-- Exercise description --
Copy out the listing that follows exactly, dropping every picture.

-- Collected data --
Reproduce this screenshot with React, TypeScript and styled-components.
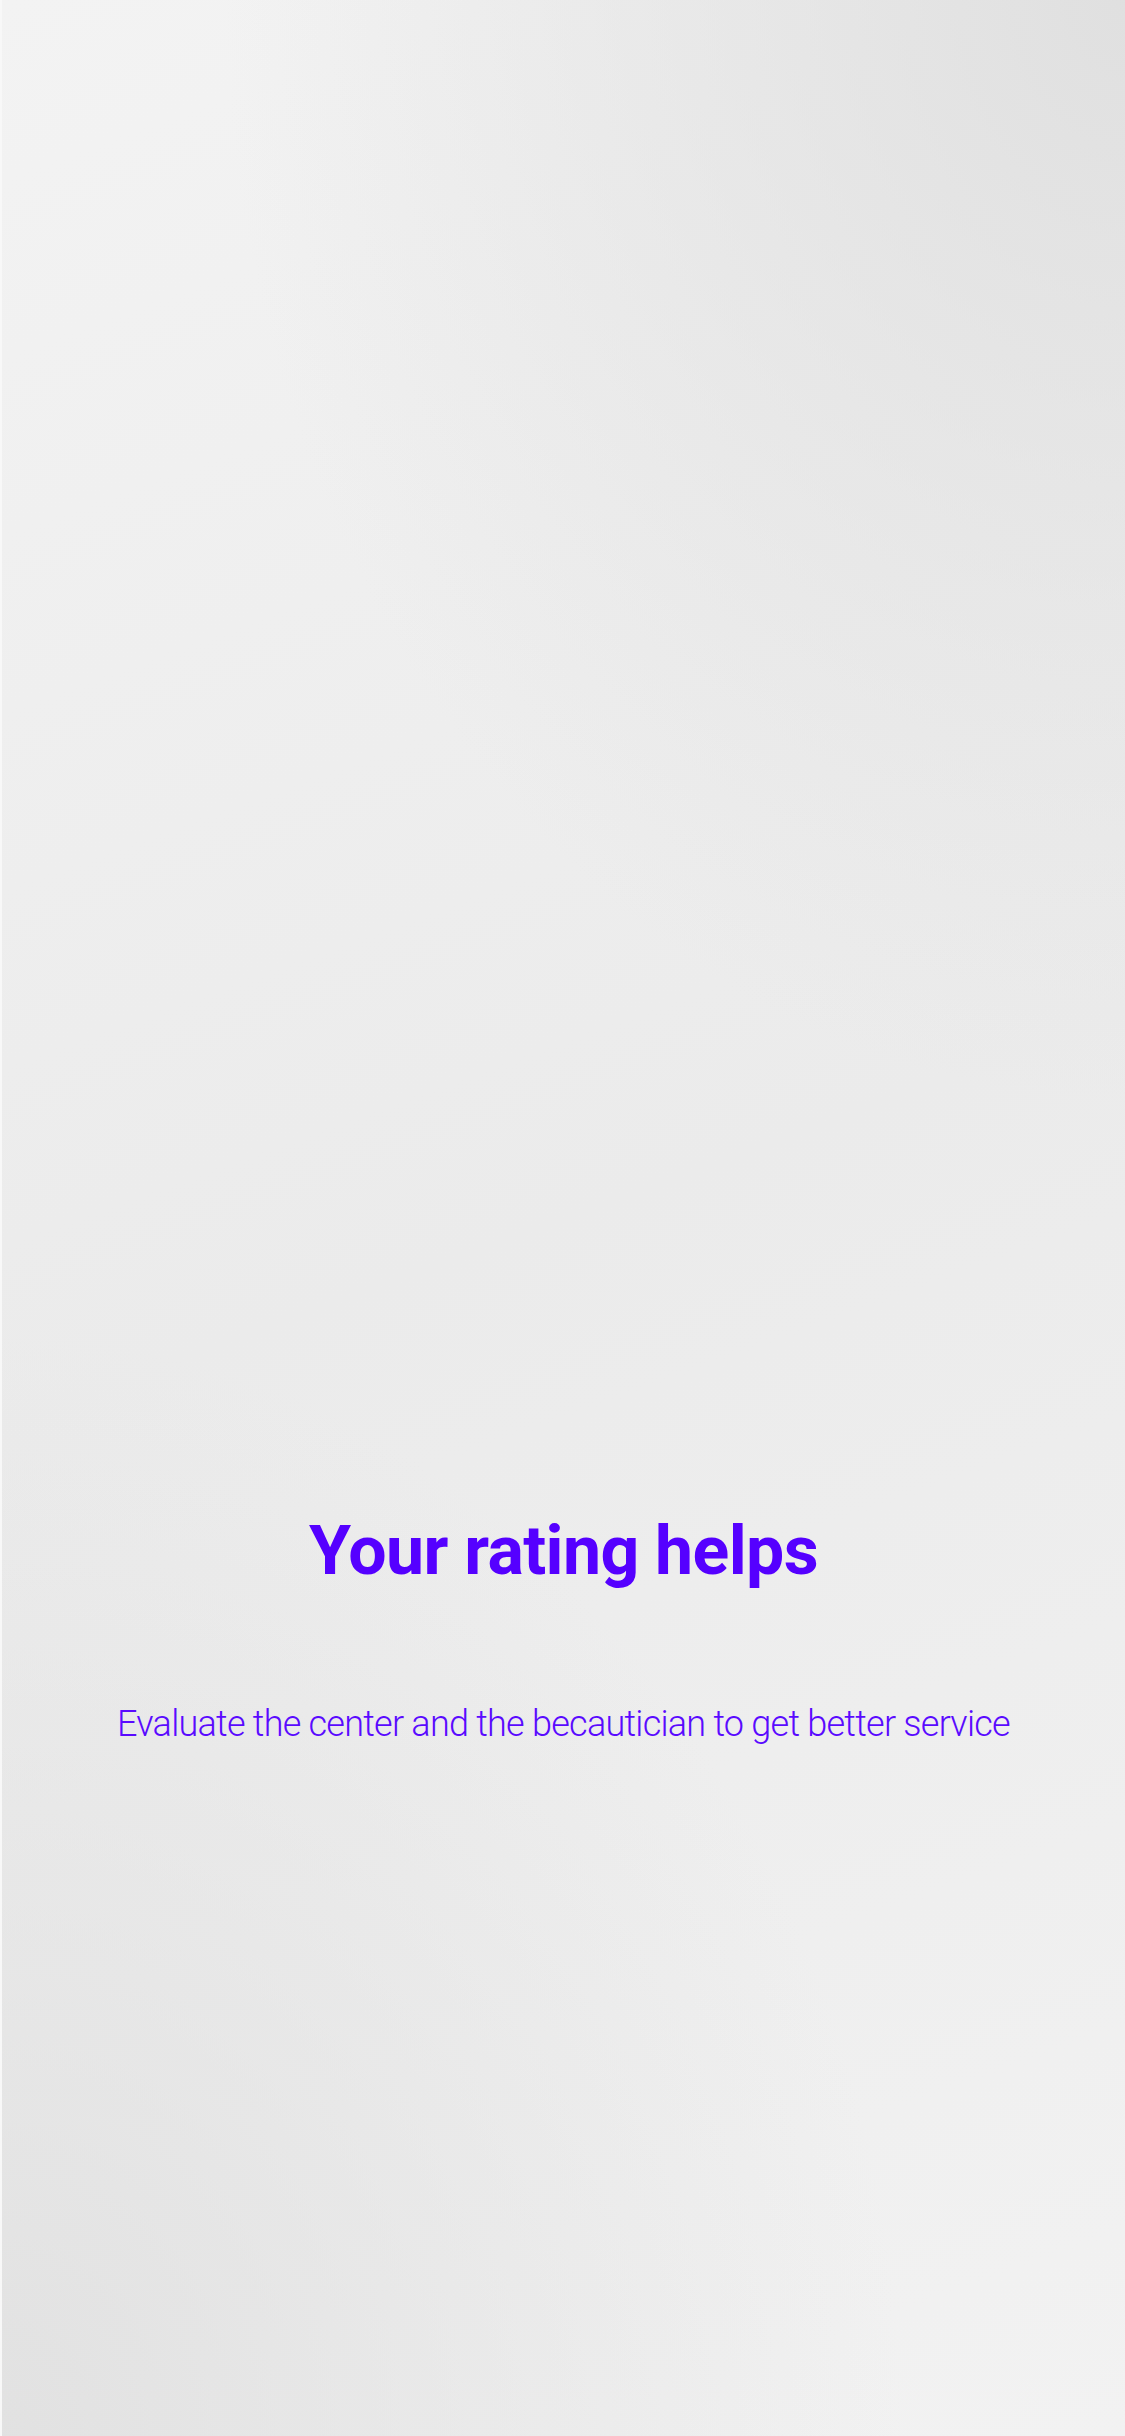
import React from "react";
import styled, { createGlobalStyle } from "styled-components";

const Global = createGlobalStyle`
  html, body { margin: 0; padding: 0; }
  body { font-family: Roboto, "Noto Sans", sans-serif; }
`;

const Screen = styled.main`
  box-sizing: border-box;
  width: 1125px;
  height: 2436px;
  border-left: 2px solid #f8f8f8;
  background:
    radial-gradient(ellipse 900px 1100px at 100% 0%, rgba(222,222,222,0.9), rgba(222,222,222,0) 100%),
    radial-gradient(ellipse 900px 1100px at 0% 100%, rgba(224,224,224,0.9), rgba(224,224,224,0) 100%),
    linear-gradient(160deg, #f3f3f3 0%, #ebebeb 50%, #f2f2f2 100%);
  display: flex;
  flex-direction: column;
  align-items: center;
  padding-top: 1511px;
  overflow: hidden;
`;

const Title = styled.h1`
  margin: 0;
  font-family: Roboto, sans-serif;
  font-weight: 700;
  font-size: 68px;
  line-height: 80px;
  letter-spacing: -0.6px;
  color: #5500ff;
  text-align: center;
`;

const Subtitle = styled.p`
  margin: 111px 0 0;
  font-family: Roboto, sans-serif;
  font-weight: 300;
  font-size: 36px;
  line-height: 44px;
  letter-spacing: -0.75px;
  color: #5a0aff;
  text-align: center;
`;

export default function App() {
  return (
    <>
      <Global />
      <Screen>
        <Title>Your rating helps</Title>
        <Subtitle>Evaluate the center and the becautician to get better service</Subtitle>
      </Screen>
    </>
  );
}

-- Solution to the problem --
Reproduce this screenshot with React, TypeScript and styled-components.
import React from "react";
import styled, { createGlobalStyle } from "styled-components";

const Global = createGlobalStyle`
  html, body { margin: 0; padding: 0; }
  body { font-family: Roboto, "Noto Sans", sans-serif; }
`;

const Screen = styled.main`
  box-sizing: border-box;
  width: 1125px;
  height: 2436px;
  border-left: 2px solid #f8f8f8;
  background:
    radial-gradient(ellipse 900px 1100px at 100% 0%, rgba(222,222,222,0.9), rgba(222,222,222,0) 100%),
    radial-gradient(ellipse 900px 1100px at 0% 100%, rgba(224,224,224,0.9), rgba(224,224,224,0) 100%),
    linear-gradient(160deg, #f3f3f3 0%, #ebebeb 50%, #f2f2f2 100%);
  display: flex;
  flex-direction: column;
  align-items: center;
  padding-top: 1511px;
  overflow: hidden;
`;

const Title = styled.h1`
  margin: 0;
  font-family: Roboto, sans-serif;
  font-weight: 700;
  font-size: 68px;
  line-height: 80px;
  letter-spacing: -0.6px;
  color: #5500ff;
  text-align: center;
`;

const Subtitle = styled.p`
  margin: 111px 0 0;
  font-family: Roboto, sans-serif;
  font-weight: 300;
  font-size: 36px;
  line-height: 44px;
  letter-spacing: -0.75px;
  color: #5a0aff;
  text-align: center;
`;

export default function App() {
  return (
    <>
      <Global />
      <Screen>
        <Title>Your rating helps</Title>
        <Subtitle>Evaluate the center and the becautician to get better service</Subtitle>
      </Screen>
    </>
  );
}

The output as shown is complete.